Your task: Find every line in the records below that holds the word "screenshot", and copy it out.

Stored data:
^^^^

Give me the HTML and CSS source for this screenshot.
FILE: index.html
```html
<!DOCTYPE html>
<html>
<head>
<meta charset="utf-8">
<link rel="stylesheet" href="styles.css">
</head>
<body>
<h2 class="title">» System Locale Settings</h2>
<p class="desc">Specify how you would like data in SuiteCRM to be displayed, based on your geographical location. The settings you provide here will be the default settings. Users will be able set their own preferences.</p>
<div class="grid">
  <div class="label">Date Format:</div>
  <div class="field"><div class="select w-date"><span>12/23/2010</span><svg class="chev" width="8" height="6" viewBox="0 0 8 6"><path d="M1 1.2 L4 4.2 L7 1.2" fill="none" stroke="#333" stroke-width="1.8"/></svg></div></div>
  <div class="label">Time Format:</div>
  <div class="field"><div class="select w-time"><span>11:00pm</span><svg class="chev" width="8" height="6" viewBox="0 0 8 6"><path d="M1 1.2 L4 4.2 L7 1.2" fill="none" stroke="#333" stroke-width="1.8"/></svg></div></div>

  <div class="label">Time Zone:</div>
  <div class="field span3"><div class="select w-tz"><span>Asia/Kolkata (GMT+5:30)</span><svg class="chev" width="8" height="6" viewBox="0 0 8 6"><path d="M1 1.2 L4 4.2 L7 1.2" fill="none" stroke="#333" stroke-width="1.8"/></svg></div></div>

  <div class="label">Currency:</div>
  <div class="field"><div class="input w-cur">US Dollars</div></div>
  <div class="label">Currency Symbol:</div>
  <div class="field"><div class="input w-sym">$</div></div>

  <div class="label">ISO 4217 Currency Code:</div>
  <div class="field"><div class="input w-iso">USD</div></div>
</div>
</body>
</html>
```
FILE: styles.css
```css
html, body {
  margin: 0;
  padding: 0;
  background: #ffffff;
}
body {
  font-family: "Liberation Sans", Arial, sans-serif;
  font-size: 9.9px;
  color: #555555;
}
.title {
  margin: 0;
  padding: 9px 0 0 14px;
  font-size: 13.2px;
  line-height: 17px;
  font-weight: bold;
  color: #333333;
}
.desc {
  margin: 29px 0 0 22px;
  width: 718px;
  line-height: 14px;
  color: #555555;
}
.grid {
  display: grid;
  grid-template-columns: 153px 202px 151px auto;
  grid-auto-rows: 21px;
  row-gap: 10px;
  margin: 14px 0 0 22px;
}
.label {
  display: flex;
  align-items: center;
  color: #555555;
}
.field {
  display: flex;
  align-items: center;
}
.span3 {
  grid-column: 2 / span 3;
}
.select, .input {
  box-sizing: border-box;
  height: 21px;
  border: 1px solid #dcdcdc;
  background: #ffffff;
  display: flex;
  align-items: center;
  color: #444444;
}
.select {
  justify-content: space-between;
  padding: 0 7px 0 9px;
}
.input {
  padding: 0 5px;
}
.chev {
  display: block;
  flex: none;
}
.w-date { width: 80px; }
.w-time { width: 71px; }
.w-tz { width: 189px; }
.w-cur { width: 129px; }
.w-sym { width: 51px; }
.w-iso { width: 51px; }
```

^^^^

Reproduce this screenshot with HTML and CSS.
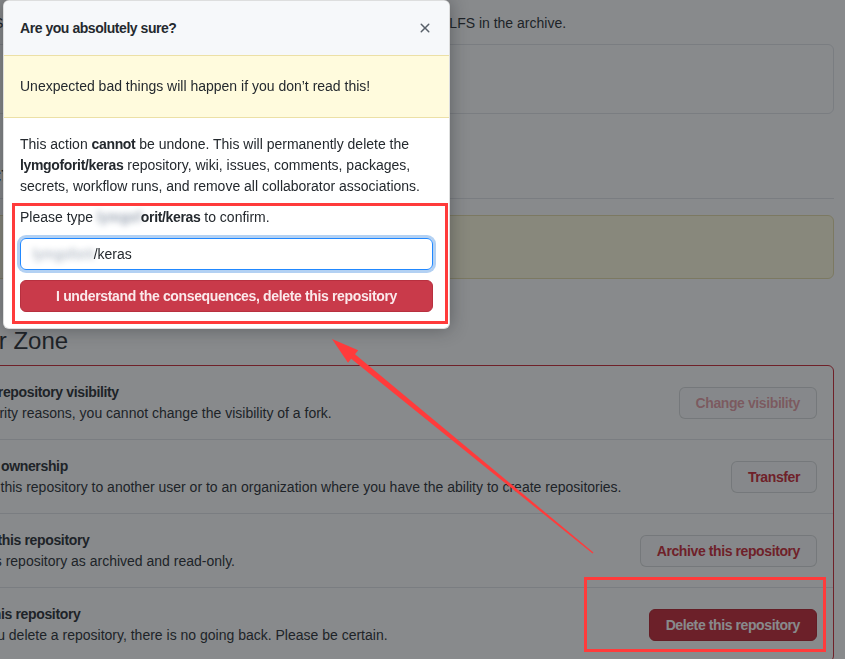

^^^^

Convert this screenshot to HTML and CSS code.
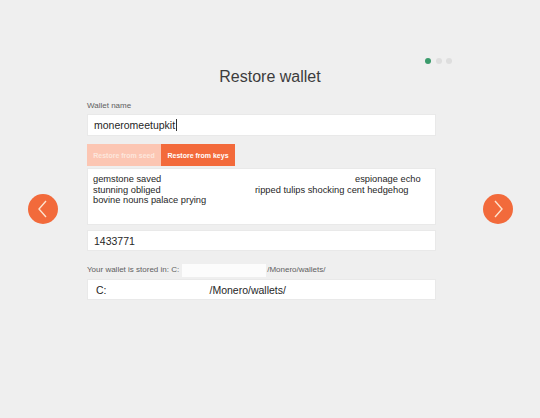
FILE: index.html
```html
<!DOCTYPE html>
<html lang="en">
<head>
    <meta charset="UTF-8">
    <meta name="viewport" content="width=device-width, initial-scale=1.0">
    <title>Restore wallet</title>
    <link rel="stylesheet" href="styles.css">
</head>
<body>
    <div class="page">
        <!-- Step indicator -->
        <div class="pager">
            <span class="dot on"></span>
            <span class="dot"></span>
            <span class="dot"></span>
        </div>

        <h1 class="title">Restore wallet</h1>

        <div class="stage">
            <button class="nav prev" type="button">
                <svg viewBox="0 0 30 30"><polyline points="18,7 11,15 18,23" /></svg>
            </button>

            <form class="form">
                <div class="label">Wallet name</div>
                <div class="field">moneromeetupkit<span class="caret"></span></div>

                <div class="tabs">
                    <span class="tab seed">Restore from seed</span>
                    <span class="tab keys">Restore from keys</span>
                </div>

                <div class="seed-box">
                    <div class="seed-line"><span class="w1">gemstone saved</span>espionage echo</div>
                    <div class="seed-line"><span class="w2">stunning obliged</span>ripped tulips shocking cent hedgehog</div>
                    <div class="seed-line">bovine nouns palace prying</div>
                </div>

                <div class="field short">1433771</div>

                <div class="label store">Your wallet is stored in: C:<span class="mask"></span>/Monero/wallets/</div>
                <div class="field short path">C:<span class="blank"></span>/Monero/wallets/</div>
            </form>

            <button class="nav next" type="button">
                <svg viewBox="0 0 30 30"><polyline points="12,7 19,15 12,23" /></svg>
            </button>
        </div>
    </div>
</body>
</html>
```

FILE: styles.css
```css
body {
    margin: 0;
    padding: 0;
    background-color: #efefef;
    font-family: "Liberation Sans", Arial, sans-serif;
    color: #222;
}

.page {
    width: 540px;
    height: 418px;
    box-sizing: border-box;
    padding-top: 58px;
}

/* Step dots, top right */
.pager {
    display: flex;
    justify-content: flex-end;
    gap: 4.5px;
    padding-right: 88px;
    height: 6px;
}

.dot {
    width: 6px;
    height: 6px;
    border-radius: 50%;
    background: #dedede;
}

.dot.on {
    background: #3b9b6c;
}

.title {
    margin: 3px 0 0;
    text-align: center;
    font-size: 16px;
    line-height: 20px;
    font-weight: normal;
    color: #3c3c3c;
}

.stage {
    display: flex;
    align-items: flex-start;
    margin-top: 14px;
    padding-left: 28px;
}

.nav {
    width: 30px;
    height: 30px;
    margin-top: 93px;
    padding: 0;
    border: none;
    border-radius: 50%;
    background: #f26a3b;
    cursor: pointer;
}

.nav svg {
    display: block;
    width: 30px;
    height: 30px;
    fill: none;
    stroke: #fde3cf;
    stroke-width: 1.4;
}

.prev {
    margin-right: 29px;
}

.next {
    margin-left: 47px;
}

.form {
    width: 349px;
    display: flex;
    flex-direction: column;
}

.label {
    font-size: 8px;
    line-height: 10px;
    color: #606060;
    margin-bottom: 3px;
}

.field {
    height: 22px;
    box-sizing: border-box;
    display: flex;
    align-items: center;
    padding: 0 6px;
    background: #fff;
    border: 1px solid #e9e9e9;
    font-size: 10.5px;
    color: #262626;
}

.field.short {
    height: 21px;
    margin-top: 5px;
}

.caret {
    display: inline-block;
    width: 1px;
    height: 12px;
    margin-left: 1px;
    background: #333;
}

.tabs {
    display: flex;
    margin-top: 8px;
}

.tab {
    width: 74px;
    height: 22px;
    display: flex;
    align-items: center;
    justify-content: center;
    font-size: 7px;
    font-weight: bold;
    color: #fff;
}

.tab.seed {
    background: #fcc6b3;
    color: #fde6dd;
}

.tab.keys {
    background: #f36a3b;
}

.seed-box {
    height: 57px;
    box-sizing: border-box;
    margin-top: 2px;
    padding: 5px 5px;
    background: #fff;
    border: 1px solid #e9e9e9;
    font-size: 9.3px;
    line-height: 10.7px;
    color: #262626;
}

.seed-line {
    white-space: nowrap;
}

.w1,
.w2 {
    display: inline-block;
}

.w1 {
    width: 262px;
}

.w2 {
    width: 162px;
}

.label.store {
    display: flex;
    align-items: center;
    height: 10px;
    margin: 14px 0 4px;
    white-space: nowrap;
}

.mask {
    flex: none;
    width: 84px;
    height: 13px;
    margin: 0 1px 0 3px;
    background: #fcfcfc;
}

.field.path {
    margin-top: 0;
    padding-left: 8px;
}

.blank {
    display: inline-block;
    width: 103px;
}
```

^^^^

The result:
Give me the HTML and CSS source for this screenshot.
Reproduce this screenshot with HTML and CSS.
Convert this screenshot to HTML and CSS code.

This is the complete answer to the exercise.